## What needs to be done
Report only the number of lines that hold the word "page".

Stored data

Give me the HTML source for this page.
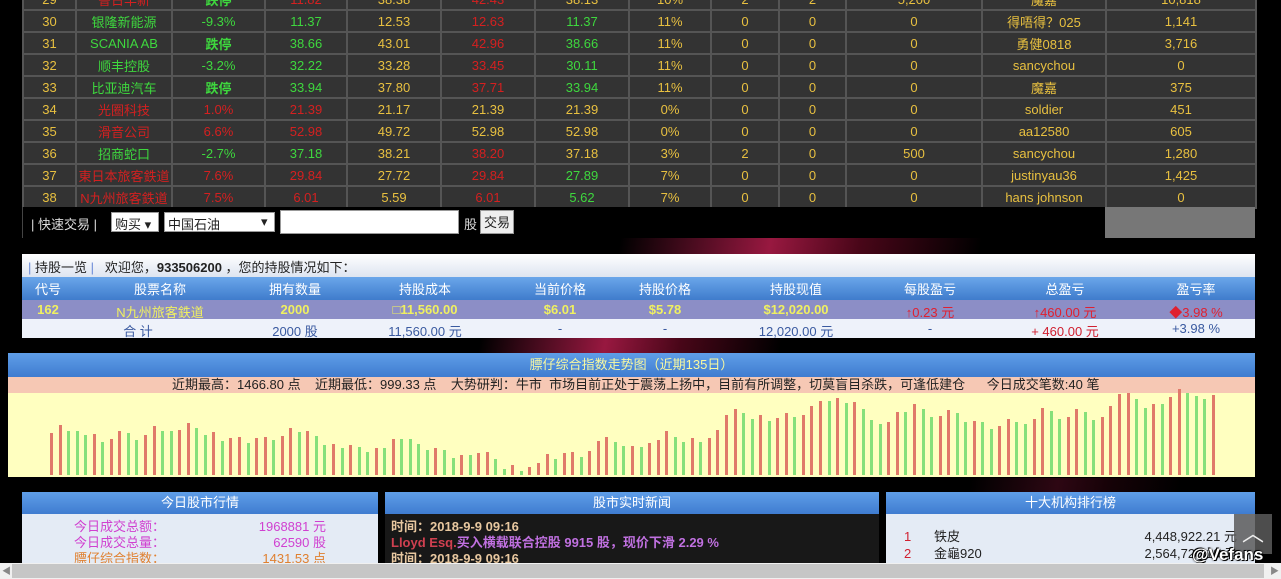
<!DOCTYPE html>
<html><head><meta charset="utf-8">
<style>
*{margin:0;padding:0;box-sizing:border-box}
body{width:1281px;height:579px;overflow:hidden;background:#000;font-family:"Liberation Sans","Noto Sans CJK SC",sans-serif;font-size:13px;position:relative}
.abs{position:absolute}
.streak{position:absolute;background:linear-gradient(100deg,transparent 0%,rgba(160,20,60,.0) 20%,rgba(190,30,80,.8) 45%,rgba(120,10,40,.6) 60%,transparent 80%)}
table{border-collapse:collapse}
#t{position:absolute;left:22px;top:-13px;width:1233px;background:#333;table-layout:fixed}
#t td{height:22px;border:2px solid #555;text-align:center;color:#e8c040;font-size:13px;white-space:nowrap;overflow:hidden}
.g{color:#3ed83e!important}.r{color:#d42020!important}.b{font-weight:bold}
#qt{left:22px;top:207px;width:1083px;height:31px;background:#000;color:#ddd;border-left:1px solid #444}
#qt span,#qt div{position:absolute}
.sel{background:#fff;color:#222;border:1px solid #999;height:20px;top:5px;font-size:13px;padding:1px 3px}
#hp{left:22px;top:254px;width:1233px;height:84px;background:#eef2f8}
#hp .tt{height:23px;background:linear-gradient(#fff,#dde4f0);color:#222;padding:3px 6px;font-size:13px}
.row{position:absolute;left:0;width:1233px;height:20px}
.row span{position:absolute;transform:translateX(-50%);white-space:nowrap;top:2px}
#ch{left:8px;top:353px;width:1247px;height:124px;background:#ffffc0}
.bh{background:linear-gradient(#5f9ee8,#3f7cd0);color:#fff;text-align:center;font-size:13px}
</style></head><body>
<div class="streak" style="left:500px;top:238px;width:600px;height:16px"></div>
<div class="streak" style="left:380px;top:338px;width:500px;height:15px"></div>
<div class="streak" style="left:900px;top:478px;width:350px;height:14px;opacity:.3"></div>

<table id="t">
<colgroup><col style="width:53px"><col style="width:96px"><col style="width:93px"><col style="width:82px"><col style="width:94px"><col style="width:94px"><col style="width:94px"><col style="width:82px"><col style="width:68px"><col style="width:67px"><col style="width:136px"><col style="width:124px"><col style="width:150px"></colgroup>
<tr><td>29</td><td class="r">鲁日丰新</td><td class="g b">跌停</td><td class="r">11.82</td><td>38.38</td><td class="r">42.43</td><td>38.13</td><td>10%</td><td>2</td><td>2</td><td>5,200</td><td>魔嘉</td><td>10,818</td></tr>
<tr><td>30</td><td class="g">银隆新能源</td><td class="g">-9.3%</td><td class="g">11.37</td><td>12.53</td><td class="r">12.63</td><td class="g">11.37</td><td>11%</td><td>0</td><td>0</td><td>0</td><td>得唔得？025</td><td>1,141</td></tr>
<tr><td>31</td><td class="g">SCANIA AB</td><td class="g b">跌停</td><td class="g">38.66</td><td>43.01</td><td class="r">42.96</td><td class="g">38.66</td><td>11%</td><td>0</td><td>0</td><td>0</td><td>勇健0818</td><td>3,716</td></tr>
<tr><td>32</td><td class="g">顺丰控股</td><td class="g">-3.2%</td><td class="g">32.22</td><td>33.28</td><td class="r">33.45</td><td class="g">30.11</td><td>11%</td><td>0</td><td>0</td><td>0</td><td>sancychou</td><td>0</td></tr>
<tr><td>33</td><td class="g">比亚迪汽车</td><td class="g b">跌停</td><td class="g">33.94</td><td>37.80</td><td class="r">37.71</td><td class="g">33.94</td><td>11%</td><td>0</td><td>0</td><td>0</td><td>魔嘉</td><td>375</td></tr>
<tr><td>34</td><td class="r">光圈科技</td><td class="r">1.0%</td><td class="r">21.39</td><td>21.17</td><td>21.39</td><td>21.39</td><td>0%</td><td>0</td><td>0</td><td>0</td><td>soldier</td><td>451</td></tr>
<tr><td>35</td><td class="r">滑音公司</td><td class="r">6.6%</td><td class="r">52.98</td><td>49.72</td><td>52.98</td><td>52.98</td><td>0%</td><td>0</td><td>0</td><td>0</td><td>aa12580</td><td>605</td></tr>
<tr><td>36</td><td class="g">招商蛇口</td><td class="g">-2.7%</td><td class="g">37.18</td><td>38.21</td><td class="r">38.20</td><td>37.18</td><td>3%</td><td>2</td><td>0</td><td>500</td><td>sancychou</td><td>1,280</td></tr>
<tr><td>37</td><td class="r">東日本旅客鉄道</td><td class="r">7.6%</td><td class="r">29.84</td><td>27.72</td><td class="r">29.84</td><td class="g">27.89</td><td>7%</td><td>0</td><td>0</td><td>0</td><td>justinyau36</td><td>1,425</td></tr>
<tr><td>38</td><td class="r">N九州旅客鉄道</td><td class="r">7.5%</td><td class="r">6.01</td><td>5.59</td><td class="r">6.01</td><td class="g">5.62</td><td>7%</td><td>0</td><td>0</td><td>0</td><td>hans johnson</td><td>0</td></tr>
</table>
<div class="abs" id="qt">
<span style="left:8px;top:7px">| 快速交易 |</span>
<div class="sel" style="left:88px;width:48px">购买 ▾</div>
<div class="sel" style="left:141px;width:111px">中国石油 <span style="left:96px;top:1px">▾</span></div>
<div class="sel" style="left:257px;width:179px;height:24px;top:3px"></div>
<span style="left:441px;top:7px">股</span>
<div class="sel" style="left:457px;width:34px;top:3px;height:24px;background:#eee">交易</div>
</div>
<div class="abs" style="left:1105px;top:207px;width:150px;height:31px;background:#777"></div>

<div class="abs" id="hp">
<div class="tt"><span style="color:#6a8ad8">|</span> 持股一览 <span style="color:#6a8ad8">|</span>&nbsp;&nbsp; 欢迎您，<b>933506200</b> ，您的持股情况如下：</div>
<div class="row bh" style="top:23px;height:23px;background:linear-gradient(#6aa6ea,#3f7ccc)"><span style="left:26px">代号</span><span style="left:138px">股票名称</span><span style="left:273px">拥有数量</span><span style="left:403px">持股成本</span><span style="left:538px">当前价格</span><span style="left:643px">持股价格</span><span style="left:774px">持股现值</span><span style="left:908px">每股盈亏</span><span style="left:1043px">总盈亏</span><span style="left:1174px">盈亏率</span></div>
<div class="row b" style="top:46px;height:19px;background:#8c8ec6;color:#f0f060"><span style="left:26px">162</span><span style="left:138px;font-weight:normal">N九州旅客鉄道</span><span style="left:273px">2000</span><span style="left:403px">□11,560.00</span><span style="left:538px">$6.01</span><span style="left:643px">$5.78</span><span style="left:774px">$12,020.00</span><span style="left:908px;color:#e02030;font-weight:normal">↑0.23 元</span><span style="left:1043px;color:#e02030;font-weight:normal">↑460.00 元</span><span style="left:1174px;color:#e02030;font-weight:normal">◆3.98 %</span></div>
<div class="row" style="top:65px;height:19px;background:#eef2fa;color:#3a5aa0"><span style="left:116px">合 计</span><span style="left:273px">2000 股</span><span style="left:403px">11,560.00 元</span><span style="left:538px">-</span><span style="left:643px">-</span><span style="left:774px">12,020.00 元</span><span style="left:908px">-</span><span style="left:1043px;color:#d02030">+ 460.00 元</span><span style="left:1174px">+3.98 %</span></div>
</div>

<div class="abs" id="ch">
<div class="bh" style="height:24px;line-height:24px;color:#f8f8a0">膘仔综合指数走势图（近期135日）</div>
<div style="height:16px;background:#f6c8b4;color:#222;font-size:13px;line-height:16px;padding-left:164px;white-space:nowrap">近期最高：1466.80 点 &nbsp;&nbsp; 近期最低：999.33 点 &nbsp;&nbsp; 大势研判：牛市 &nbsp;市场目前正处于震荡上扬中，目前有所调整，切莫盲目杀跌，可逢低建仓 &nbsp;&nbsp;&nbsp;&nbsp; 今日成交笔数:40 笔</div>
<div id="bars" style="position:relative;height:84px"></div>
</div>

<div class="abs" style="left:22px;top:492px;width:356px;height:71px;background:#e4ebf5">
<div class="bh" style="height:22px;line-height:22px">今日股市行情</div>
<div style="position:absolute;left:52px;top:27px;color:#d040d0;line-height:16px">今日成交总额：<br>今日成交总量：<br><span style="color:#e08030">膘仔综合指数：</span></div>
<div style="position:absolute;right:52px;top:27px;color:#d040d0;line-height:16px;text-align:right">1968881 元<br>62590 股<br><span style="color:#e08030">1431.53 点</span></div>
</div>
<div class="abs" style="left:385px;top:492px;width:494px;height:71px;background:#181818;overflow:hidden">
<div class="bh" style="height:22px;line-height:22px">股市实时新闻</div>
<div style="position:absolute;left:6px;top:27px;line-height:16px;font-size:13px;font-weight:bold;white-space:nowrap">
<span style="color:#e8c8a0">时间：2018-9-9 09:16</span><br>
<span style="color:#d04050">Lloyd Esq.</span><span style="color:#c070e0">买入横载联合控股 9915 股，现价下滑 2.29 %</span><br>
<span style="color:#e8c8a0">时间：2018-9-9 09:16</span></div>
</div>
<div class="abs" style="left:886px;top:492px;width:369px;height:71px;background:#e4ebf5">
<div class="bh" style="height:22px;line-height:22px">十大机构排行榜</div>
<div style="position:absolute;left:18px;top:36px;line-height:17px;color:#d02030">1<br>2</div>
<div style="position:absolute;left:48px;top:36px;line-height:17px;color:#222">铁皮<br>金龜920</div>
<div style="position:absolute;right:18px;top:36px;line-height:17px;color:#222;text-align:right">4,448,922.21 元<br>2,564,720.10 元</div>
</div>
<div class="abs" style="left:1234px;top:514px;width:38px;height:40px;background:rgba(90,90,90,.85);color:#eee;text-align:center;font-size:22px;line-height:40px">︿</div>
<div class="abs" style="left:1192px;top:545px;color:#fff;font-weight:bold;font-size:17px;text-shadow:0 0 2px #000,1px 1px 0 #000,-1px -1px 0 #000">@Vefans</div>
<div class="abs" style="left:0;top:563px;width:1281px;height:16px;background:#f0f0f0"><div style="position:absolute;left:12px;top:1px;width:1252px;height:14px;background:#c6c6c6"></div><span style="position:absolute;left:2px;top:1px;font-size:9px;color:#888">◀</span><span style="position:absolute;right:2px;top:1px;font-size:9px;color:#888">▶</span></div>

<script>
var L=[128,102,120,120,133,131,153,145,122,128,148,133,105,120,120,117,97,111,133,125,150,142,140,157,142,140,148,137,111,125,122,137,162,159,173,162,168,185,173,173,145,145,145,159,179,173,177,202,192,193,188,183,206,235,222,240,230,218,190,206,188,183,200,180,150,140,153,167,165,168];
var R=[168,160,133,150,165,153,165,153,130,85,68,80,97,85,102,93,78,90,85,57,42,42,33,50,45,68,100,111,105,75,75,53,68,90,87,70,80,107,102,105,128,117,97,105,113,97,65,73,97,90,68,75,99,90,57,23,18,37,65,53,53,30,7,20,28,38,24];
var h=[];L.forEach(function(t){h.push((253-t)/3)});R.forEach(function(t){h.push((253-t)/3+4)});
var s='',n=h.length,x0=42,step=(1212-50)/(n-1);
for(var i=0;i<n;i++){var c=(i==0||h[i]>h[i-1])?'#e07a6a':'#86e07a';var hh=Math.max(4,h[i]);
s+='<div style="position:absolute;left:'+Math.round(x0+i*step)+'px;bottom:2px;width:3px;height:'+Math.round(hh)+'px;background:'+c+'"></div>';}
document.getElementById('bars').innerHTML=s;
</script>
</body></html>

==

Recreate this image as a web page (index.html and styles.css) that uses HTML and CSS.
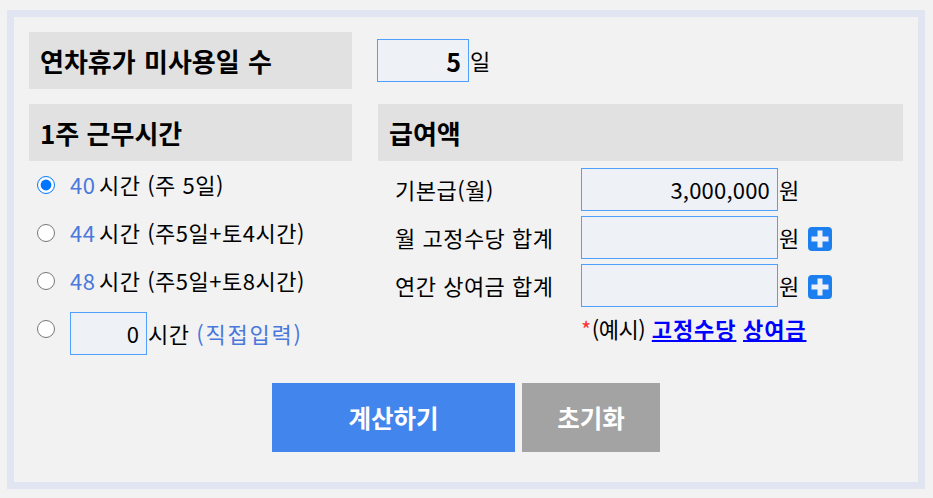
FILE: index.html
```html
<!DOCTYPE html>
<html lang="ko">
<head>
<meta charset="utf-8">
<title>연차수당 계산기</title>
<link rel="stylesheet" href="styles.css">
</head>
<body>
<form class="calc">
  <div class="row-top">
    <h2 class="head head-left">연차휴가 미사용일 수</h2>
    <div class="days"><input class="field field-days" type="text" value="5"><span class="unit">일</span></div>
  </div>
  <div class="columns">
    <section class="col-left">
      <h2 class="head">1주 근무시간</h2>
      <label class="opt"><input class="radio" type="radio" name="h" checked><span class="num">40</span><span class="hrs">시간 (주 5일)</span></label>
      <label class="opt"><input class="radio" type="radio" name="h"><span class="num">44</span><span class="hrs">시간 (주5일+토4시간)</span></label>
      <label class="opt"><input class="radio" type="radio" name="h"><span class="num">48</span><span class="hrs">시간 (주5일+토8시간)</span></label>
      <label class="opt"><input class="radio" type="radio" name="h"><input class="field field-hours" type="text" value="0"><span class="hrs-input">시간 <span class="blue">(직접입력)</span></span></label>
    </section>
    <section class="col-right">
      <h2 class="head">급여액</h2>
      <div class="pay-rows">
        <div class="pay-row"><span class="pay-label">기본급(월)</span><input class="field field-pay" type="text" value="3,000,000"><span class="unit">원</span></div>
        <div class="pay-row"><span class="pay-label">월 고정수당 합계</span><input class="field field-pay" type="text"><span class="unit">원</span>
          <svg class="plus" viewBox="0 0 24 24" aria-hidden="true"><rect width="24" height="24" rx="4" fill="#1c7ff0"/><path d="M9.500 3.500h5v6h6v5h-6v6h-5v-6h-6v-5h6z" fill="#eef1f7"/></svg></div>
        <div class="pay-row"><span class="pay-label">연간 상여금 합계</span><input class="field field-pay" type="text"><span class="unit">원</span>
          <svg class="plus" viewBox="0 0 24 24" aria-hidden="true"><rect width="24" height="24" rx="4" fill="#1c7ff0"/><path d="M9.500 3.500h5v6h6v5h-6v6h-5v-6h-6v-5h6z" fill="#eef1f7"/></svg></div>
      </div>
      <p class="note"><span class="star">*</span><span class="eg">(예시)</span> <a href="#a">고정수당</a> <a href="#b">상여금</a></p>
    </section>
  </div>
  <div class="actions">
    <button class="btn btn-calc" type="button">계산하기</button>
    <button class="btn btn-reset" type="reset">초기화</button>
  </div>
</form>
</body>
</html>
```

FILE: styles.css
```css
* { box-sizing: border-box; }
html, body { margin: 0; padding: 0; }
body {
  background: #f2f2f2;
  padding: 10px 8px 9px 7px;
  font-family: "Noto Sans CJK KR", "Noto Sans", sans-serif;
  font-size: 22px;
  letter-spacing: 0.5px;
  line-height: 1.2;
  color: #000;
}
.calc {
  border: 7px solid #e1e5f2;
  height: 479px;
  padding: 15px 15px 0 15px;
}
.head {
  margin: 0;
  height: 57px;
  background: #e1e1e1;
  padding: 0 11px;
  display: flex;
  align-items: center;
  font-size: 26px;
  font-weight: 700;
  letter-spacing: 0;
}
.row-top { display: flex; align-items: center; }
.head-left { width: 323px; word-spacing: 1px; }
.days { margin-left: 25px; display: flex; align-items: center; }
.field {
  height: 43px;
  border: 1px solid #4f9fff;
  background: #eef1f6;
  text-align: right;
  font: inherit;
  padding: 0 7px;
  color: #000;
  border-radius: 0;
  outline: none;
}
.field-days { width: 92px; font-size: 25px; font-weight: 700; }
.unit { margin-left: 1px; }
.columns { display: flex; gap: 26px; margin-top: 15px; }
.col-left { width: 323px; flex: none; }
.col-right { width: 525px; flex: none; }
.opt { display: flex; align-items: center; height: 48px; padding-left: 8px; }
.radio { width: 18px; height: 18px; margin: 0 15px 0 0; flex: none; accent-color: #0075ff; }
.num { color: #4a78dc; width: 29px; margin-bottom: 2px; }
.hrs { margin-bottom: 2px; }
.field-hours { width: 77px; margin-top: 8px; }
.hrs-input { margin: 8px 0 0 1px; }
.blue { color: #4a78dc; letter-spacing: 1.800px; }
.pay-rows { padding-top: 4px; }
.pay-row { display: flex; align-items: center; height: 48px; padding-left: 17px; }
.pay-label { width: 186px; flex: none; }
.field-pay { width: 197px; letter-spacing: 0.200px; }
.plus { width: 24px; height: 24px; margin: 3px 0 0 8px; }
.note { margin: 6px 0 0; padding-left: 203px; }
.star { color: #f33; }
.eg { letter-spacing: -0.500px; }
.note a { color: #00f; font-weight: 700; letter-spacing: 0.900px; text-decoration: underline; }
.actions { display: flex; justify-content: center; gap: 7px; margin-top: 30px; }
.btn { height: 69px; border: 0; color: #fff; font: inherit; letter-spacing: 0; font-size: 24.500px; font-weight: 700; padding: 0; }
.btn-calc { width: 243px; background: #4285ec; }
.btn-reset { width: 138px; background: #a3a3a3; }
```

## Answer to this problem
2